# [Task statement]
Extract every line from the records below that contains the word "with".

# [Information shown]
----------

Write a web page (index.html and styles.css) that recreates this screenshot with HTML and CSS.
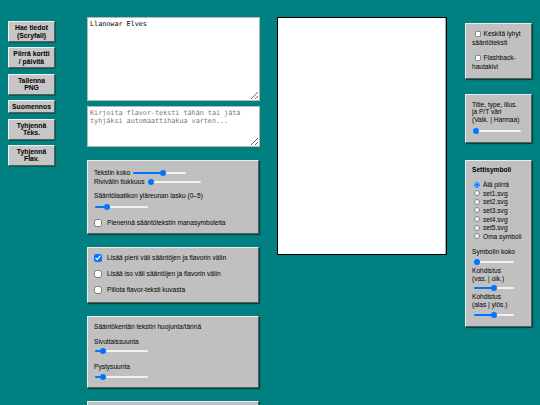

----------

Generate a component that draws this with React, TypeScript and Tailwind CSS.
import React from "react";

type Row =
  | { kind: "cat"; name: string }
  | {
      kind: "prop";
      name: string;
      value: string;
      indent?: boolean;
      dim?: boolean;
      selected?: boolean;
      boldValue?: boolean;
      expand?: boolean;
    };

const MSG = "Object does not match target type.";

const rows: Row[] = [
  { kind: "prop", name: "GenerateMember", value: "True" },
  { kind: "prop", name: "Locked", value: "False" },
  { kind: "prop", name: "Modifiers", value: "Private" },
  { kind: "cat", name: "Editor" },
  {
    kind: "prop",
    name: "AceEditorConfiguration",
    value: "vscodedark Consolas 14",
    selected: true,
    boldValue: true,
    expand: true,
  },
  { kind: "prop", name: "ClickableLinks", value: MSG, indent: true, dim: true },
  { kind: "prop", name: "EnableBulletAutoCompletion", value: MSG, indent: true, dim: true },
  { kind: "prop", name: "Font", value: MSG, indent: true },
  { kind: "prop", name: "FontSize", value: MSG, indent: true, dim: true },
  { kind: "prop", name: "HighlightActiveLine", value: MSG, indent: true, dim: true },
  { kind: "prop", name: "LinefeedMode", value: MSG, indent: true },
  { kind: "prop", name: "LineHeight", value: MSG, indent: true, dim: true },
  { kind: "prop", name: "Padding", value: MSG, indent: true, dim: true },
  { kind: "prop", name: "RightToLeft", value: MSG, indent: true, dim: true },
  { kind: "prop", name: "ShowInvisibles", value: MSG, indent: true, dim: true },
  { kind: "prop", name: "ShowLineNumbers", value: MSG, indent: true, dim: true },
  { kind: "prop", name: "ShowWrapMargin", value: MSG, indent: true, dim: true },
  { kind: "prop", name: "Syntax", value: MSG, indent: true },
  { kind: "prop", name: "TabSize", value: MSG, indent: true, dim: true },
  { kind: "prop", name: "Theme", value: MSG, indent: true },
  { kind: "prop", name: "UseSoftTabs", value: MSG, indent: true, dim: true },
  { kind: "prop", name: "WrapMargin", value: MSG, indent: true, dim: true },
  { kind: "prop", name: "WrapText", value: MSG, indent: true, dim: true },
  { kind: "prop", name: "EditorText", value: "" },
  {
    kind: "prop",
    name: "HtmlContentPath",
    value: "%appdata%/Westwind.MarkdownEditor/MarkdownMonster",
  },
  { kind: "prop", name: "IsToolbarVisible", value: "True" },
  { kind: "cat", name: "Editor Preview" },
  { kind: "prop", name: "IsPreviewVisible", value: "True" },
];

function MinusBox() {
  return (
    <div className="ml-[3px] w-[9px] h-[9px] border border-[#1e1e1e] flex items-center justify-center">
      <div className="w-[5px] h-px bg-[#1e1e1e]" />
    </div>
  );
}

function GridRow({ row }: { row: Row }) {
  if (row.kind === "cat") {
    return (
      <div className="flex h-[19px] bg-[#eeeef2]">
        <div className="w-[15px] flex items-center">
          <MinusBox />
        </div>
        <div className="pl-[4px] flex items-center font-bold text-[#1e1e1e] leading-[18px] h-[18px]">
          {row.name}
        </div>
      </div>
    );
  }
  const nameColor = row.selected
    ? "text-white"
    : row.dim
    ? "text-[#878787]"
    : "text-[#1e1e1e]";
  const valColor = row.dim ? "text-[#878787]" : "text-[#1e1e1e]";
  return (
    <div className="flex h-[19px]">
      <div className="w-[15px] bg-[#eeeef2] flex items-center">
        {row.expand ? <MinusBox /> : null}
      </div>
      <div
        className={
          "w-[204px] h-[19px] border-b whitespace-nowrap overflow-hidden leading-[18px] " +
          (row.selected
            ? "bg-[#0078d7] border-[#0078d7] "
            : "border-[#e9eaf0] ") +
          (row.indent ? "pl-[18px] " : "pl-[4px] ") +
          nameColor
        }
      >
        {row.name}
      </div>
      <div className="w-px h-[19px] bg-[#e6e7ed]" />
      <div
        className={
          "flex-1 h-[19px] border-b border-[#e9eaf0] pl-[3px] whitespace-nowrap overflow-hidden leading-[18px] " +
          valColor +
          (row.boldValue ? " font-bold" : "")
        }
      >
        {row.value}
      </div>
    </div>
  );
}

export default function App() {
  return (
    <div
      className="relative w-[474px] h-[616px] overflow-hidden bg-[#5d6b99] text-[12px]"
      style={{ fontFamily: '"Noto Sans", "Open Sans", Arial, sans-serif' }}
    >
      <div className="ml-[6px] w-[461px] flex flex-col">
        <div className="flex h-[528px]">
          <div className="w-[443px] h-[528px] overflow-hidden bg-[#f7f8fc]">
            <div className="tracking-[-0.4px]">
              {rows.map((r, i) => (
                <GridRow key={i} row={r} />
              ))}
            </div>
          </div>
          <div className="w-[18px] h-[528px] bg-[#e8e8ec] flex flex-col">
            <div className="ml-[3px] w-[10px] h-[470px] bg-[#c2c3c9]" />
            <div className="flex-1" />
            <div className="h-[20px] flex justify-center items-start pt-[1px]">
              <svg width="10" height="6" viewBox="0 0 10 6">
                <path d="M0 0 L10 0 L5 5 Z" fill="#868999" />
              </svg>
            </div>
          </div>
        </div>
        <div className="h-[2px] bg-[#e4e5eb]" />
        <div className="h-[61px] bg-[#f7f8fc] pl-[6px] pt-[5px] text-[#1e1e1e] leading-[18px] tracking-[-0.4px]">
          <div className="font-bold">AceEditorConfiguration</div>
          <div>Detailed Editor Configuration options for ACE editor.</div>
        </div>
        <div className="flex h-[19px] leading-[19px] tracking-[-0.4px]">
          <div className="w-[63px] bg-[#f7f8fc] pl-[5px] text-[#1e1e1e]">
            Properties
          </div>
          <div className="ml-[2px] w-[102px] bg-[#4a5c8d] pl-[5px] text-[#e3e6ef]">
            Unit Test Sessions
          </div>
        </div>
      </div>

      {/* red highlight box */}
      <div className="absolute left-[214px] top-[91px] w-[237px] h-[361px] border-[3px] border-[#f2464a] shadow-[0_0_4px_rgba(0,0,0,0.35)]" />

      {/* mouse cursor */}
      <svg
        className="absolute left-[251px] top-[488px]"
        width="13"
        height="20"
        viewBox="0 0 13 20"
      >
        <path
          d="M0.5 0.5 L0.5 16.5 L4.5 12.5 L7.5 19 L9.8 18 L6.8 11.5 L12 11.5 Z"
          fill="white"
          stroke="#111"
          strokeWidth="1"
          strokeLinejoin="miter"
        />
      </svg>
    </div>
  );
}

----------

# [Reply]
Write a web page (index.html and styles.css) that recreates this screenshot with HTML and CSS.
Generate a component that draws this with React, TypeScript and Tailwind CSS.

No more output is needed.